How Posture Can Aggravate a Lumbar Herniated Disc


There are a number of reasons which will lead to a herniated disc and the symptoms you experience from it including the location of the disc. But you may be surprised to learn that situational factors, such as good posture help you maintain good spine health and improve your overall lumbar herniation.

The dangers of poor lifting posture

While it is important that you follow the rule of lifting from the legs and not from the back, it is more complicated than that, but it is important not to place a heavy load on your lower back – as it aggrevates the herniated disc.

It doesn’t matter if you are lifting a single box or multiple boxes, it is important that you maintain proper lifting posture. Here are a few simple guideline to follow while lifting:

  • Keep your chest forward. While lifting heavy load it is important to bend from your hips and not from your back and keep your chest out.
  • Lead with your hips. It is important that you should while changing directions, lead with your hips and not your lower back, this will reduce stress.
  • Keep the object close to your body. Keep the item you are lifting as close to your body as possible.

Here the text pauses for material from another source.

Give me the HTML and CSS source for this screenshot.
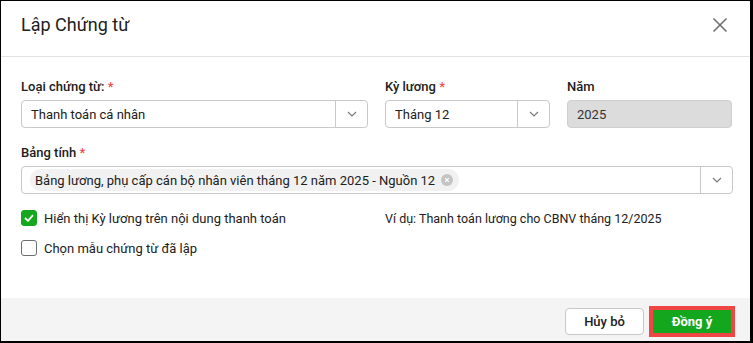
FILE: index.html
```html
<!DOCTYPE html>
<html lang="vi">
<head>
<meta charset="utf-8">
<title>Lập Chứng từ</title>
<link rel="stylesheet" href="styles.css">
</head>
<body>
<div class="frame">
  <div class="header">
    <div class="title">Lập Chứng từ</div>
    <button class="close" aria-label="Đóng">
      <svg width="16" height="16" viewBox="0 0 16 16"><path d="M1.5 1.5 L14.5 14.5 M14.5 1.5 L1.5 14.5" stroke="#6b6b6b" stroke-width="1.5" fill="none"/></svg>
    </button>
  </div>
  <div class="body">
    <div class="row-top">
      <div class="field">
        <div class="label">Loại chứng từ: <span class="req">*</span></div>
        <div class="select">
          <div class="value">Thanh toán cá nhân</div>
          <div class="arrow"><svg width="10" height="6" viewBox="0 0 10 6"><path d="M1 1 L5 5 L9 1" stroke="#7a7a7a" stroke-width="1.2" fill="none"/></svg></div>
        </div>
      </div>
      <div class="field">
        <div class="label">Kỳ lương <span class="req">*</span></div>
        <div class="select">
          <div class="value">Tháng 12</div>
          <div class="arrow"><svg width="10" height="6" viewBox="0 0 10 6"><path d="M1 1 L5 5 L9 1" stroke="#7a7a7a" stroke-width="1.2" fill="none"/></svg></div>
        </div>
      </div>
      <div class="field">
        <div class="label">Năm</div>
        <div class="input disabled">2025</div>
      </div>
    </div>
    <div class="field">
      <div class="label">Bảng tính <span class="req">*</span></div>
      <div class="select">
        <div class="value tags">
          <span class="chip">Bảng lương, phụ cấp cán bộ nhân viên tháng 12 năm 2025 - Nguồn 12
            <span class="chip-x"><svg width="12" height="12" viewBox="0 0 12 12"><circle cx="6" cy="6" r="6" fill="#c4c4c4"/><path d="M4.2 4.2 L7.8 7.8 M7.8 4.2 L4.2 7.8" stroke="#fff" stroke-width="1.2"/></svg></span>
          </span>
        </div>
        <div class="arrow"><svg width="10" height="6" viewBox="0 0 10 6"><path d="M1 1 L5 5 L9 1" stroke="#7a7a7a" stroke-width="1.2" fill="none"/></svg></div>
      </div>
    </div>
    <div class="checks">
      <label class="check">
        <span class="box checked"><svg width="10" height="8" viewBox="0 0 10 8"><path d="M1 4 L4 6.8 L9 1.2" stroke="#fff" stroke-width="1.8" fill="none"/></svg></span>
        Hiển thị Kỳ lương trên nội dung thanh toán
      </label>
      <div class="hint">Ví dụ: Thanh toán lương cho CBNV tháng 12/2025</div>
      <label class="check">
        <span class="box"></span>
        Chọn mẫu chứng từ đã lập
      </label>
    </div>
  </div>
  <div class="footer">
    <button class="btn btn-cancel">Hủy bỏ</button>
    <span class="highlight"><button class="btn btn-ok">Đồng ý</button></span>
  </div>
</div>
</body>
</html>
```

FILE: styles.css
```css
* { box-sizing: border-box; }
html, body {
  margin: 0;
  padding: 0;
  background: #fff;
}
body {
  font-family: Roboto, "Noto Sans", Arial, sans-serif;
  font-size: 13px;
  color: #212121;
}
.frame {
  width: 753px;
  height: 343px;
  border-top: 1px solid #000;
  border-left: 1px solid #000;
  border-right: 3px solid #000;
  border-bottom: 2px solid #000;
  display: flex;
  flex-direction: column;
  background: #fff;
}
.header {
  height: 56px;
  border-bottom: 1px solid #e3e3e3;
  display: flex;
  align-items: center;
  justify-content: space-between;
  padding: 0 22px 8px 20px;
}
.title {
  font-size: 18px;
  color: #212121;
}
.close {
  border: 0;
  background: none;
  padding: 0;
  width: 16px;
  height: 16px;
  display: flex;
}
.body {
  flex: 1;
  padding: 22px 17px 0 20px;
  display: flex;
  flex-direction: column;
}
.row-top {
  display: grid;
  grid-template-columns: 347px 165px 165px;
  column-gap: 17px;
  margin-bottom: 17px;
}
.label {
  font-weight: 500;
  line-height: 16px;
  margin-bottom: 5px;
  color: #212121;
}
.req { color: #f04b4b; }
.select {
  height: 28px;
  border: 1px solid #c9c9c9;
  border-radius: 4px;
  display: flex;
  align-items: stretch;
  background: #fff;
}
.value {
  flex: 1;
  display: flex;
  align-items: center;
  padding-left: 9px;
  min-width: 0;
}
.value.tags { padding-left: 8px; }
.arrow {
  width: 32px;
  border-left: 1px solid #c9c9c9;
  display: flex;
  align-items: center;
  justify-content: center;
}
.input {
  height: 28px;
  border: 1px solid #cfcfcf;
  border-radius: 4px;
  display: flex;
  align-items: center;
  padding-left: 9px;
}
.input.disabled {
  background: #dcdcdc;
  color: #333;
}
.chip {
  height: 22px;
  background: #f1f1f1;
  border-radius: 11px;
  display: inline-flex;
  align-items: center;
  padding: 0 6px 0 5px;
  gap: 6px;
  white-space: nowrap;
}
.chip-x { display: flex; }
.checks {
  margin-top: 14px;
  display: grid;
  grid-template-columns: 364px 1fr;
  row-gap: 10px;
  align-items: center;
}
.check {
  display: flex;
  align-items: center;
  gap: 7px;
  height: 20px;
}
.box {
  width: 16px;
  height: 16px;
  border: 1px solid #6e6e6e;
  border-radius: 3px;
  display: flex;
  align-items: center;
  justify-content: center;
  background: #fff;
}
.box.checked {
  background: #15a81f;
  border-color: #15a81f;
}
.hint {
  font-size: 12.5px;
  color: #212121;
}
.footer {
  height: 43px;
  background: #f4f4f4;
  display: flex;
  align-items: center;
  justify-content: flex-end;
  padding: 4px 15px 0 0;
  gap: 5px;
}
.btn {
  font-family: Roboto, "Noto Sans", Arial, sans-serif;
  font-size: 13px;
  font-weight: 500;
  border-radius: 4px;
  cursor: pointer;
}
.btn-cancel {
  width: 79px;
  height: 27px;
  background: #fff;
  border: 1px solid #c8c8c8;
  color: #212121;
}
.highlight {
  display: flex;
  border: 4px solid #f04545;
}
.btn-ok {
  width: 78px;
  height: 23px;
  background: #14a71e;
  border: 0;
  border-radius: 0;
  color: #fff;
  font-weight: 700;
}
```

The Dangers of poor sitting posture

You may be surprised to know that sitting on a chair or couch can place more stress on the spinal discs than standing. On top of this, most people slouch when they sit at their desks for an extended period of time. This can overstretch your spinal ligaments and strain your herniated disc.

Try these following positions when sitting on a chair to help protect your herniated disc:

  • Keep your back flat against the chair, with the shoulders tall with your head level over your spine
  • Keep your hips at the same height as your knees, or keep your knees a little higher than your hips.
  • Keep your feet flat on the ground, and if you can’t reach the ground, you can use a footrest.

It is important to keep active while sitting on your desk, so try to move around by getting up and walking during the day. The general rule of thumb is to walk around every 20-30 minutes, you can go for a walk, stretch at your desk, or, at the very least, stand up to make phone calls for a few minutes.